Directive »
Copy out each line that includes the word "index".

Data extract »
########################################

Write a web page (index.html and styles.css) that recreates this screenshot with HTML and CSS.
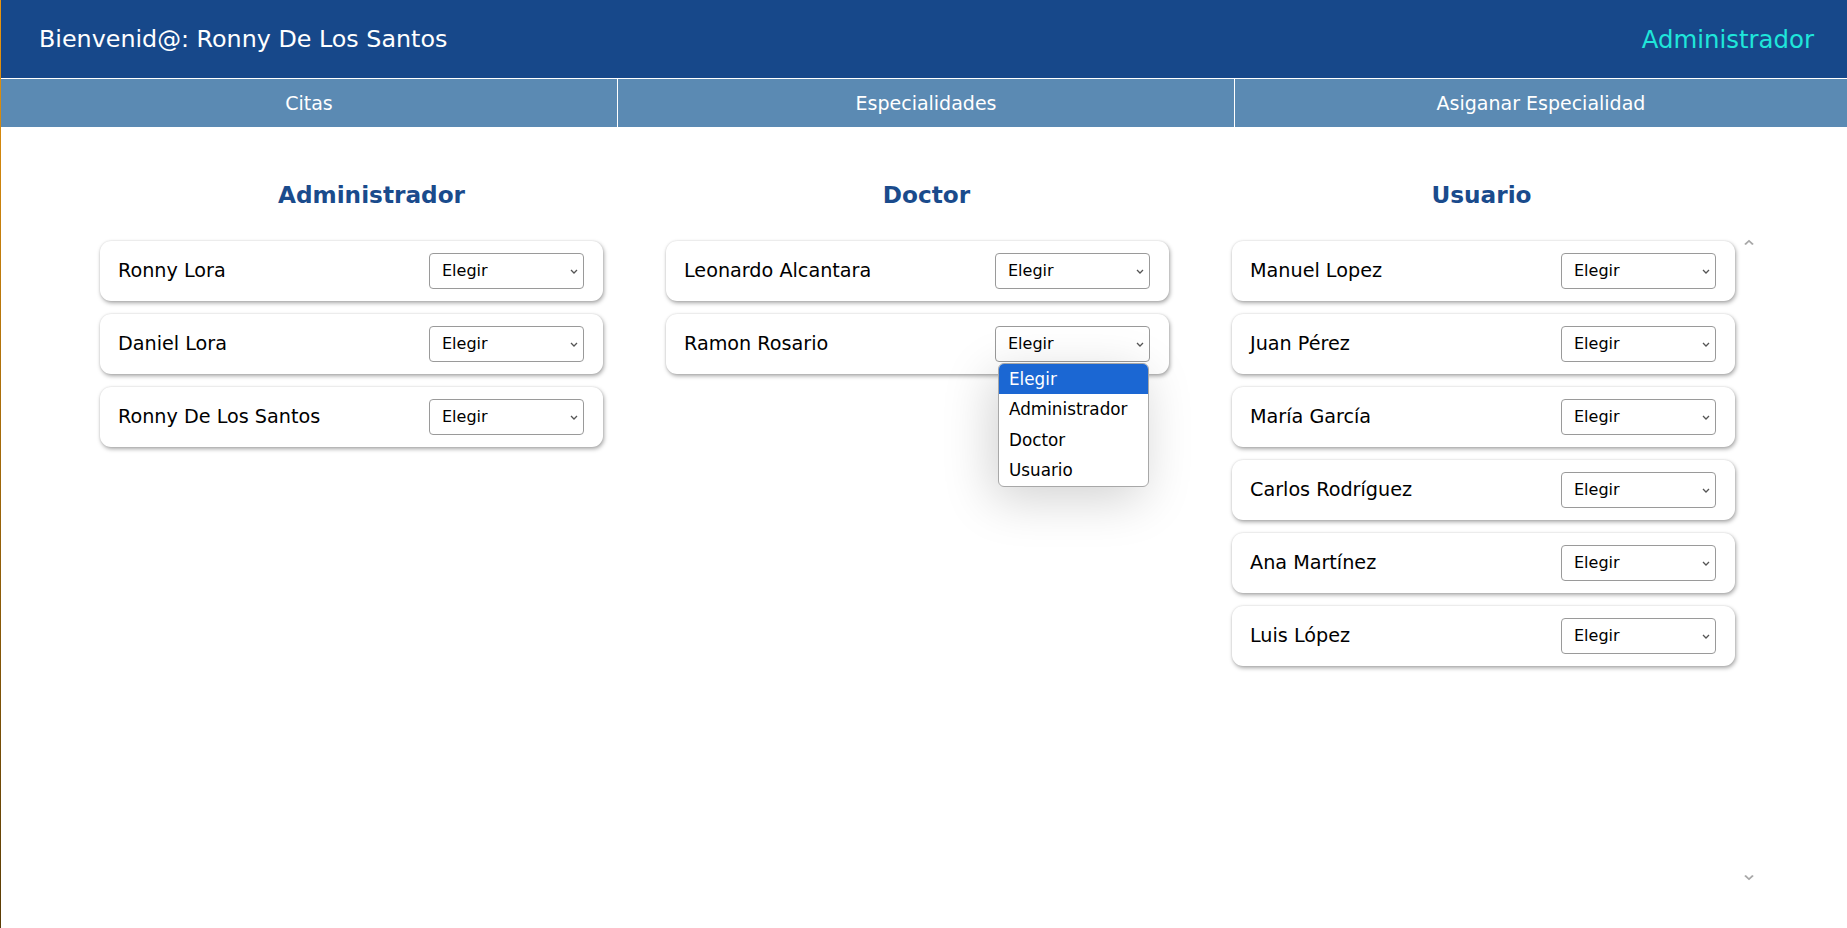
FILE: index.html
```html
<!DOCTYPE html>
<html lang="es">
<head>
<meta charset="utf-8">
<title>Asignar Roles</title>
<link rel="stylesheet" href="styles.css">
</head>
<body>
<header class="topbar">
  <div class="welcome">Bienvenid@: Ronny De Los Santos</div>
  <div class="role">Administrador</div>
</header>
<nav class="tabs">
  <a class="tab">Citas</a>
  <a class="tab">Especialidades</a>
  <a class="tab">Asiganar Especialidad</a>
</nav>
<main class="board">
  <div class="titles">
    <h2 class="col-title">Administrador</h2>
    <h2 class="col-title">Doctor</h2>
    <h2 class="col-title">Usuario</h2>
  </div>
  <div class="lists">
    <section class="list">
      <div class="card"><span class="name">Ronny Lora</span><span class="select">Elegir<svg class="chev" viewBox="0 0 8 5"><path d="M1 1l3 3 3-3"/></svg></span></div>
      <div class="card"><span class="name">Daniel Lora</span><span class="select">Elegir<svg class="chev" viewBox="0 0 8 5"><path d="M1 1l3 3 3-3"/></svg></span></div>
      <div class="card"><span class="name">Ronny De Los Santos</span><span class="select">Elegir<svg class="chev" viewBox="0 0 8 5"><path d="M1 1l3 3 3-3"/></svg></span></div>
    </section>
    <section class="list">
      <div class="card"><span class="name">Leonardo Alcantara</span><span class="select">Elegir<svg class="chev" viewBox="0 0 8 5"><path d="M1 1l3 3 3-3"/></svg></span></div>
      <div class="card"><span class="name">Ramon Rosario</span><span class="select">Elegir<svg class="chev" viewBox="0 0 8 5"><path d="M1 1l3 3 3-3"/></svg>
        <ul class="dropdown">
          <li class="opt active">Elegir</li>
          <li class="opt">Administrador</li>
          <li class="opt">Doctor</li>
          <li class="opt">Usuario</li>
        </ul>
      </span></div>
    </section>
    <section class="list scrolled">
      <div class="list-inner">
        <div class="card"><span class="name">Manuel Lopez</span><span class="select">Elegir<svg class="chev" viewBox="0 0 8 5"><path d="M1 1l3 3 3-3"/></svg></span></div>
        <div class="card"><span class="name">Juan Pérez</span><span class="select">Elegir<svg class="chev" viewBox="0 0 8 5"><path d="M1 1l3 3 3-3"/></svg></span></div>
        <div class="card"><span class="name">María García</span><span class="select">Elegir<svg class="chev" viewBox="0 0 8 5"><path d="M1 1l3 3 3-3"/></svg></span></div>
        <div class="card"><span class="name">Carlos Rodríguez</span><span class="select">Elegir<svg class="chev" viewBox="0 0 8 5"><path d="M1 1l3 3 3-3"/></svg></span></div>
        <div class="card"><span class="name">Ana Martínez</span><span class="select">Elegir<svg class="chev" viewBox="0 0 8 5"><path d="M1 1l3 3 3-3"/></svg></span></div>
        <div class="card"><span class="name">Luis López</span><span class="select">Elegir<svg class="chev" viewBox="0 0 8 5"><path d="M1 1l3 3 3-3"/></svg></span></div>
      </div>
      <div class="rail">
        <svg class="arrow" viewBox="0 0 8 5"><path d="M0 4.2L4 0.6 8 4.2 6.6 5 4 2.6 1.4 5z"/></svg>
        <svg class="arrow" viewBox="0 0 8 5"><path d="M0 0.8L4 4.4 8 0.8 6.6 0 4 2.4 1.4 0z"/></svg>
      </div>
    </section>
  </div>
</main>
</body>
</html>
```
FILE: styles.css
```css
* { box-sizing: border-box; }
html, body { height: 100%; }
body {
  margin: 0;
  font-family: "DejaVu Sans", "Liberation Sans", sans-serif;
  background: #ffffff;
  color: #000;
  border-left: 1px solid #b07410;
  border-image: linear-gradient(#e8950f, #5a3c05) 1;
  min-height: 928px;
}
.topbar {
  height: 79px;
  background: #17488a;
  border-bottom: 1px solid #ffffff;
  display: flex;
  align-items: center;
  justify-content: space-between;
  padding: 0 33px 0 38px;
}
.welcome { color: #ffffff; font-size: 23.8px; }
.role { color: #1fe6da; font-size: 24.4px; }
.tabs {
  display: grid;
  grid-template-columns: 616px 617px 1fr;
  height: 48px;
  background: #5b8ab3;
}
.tab {
  display: flex;
  align-items: center;
  justify-content: center;
  color: #ffffff;
  font-size: 19px;
  border-left: 1px solid #ffffff;
}
.tab:first-child { border-left: none; }
.board { padding-top: 54px; }
.titles {
  display: grid;
  grid-template-columns: repeat(3, 555px);
  padding-left: 93px;
}
.col-title {
  margin: 0;
  text-align: center;
  font-size: 23.2px;
  line-height: 28px;
  font-weight: bold;
  color: #1a4b8c;
}
.lists {
  display: grid;
  grid-template-columns: repeat(3, 503px);
  column-gap: 63px;
  padding-left: 99px;
  margin-top: 32px;
}
.list { display: flex; flex-direction: column; gap: 13px; }
.list.scrolled { flex-direction: row; gap: 0; height: 645px; }
.list-inner { display: flex; flex-direction: column; gap: 13px; width: 503px; flex: none; }
.rail {
  flex: none;
  width: 28px;
  margin-top: -2px;
  margin-bottom: 5px;
  display: flex;
  flex-direction: column;
  justify-content: space-between;
  align-items: center;
}
.arrow { width: 10px; height: 6px; fill: #a8a8a8; }
.card {
  height: 60px;
  background: #ffffff;
  border-radius: 11px;
  box-shadow: 1px 2px 4px rgba(0, 0, 0, 0.35), 0 0 2px rgba(0, 0, 0, 0.12);
  display: flex;
  align-items: center;
  justify-content: space-between;
  padding: 0 19px 1px 18px;
}
.name { font-size: 19.2px; }
.select {
  position: relative;
  width: 155px;
  height: 36px;
  border: 1px solid #9a9a9a;
  border-radius: 4px;
  display: flex;
  align-items: center;
  padding-left: 12px;
  padding-bottom: 1px;
  font-size: 16px;
  background: #fff;
}
.chev {
  position: absolute;
  right: 5px;
  top: 15px;
  width: 8px;
  height: 5px;
  fill: none;
  stroke: #555;
  stroke-width: 1.3;
}
.dropdown {
  position: absolute;
  left: 2px;
  top: 36px;
  width: 151px;
  margin: 0;
  padding: 0;
  list-style: none;
  background: #fff;
  border: 1px solid #a8a8a8;
  border-radius: 6px;
  overflow: hidden;
  box-shadow: -6px 12px 50px rgba(0, 0, 0, 0.18);
  z-index: 10;
}
.opt {
  height: 30.5px;
  line-height: 30.5px;
  padding-left: 10px;
  font-size: 16.8px;
  color: #000;
}
.opt.active { background: #1b67d3; color: #fff; }
```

########################################

Solution to this task »
Write a web page (index.html and styles.css) that recreates this screenshot with HTML and CSS.
FILE: index.html
  z-index: 10;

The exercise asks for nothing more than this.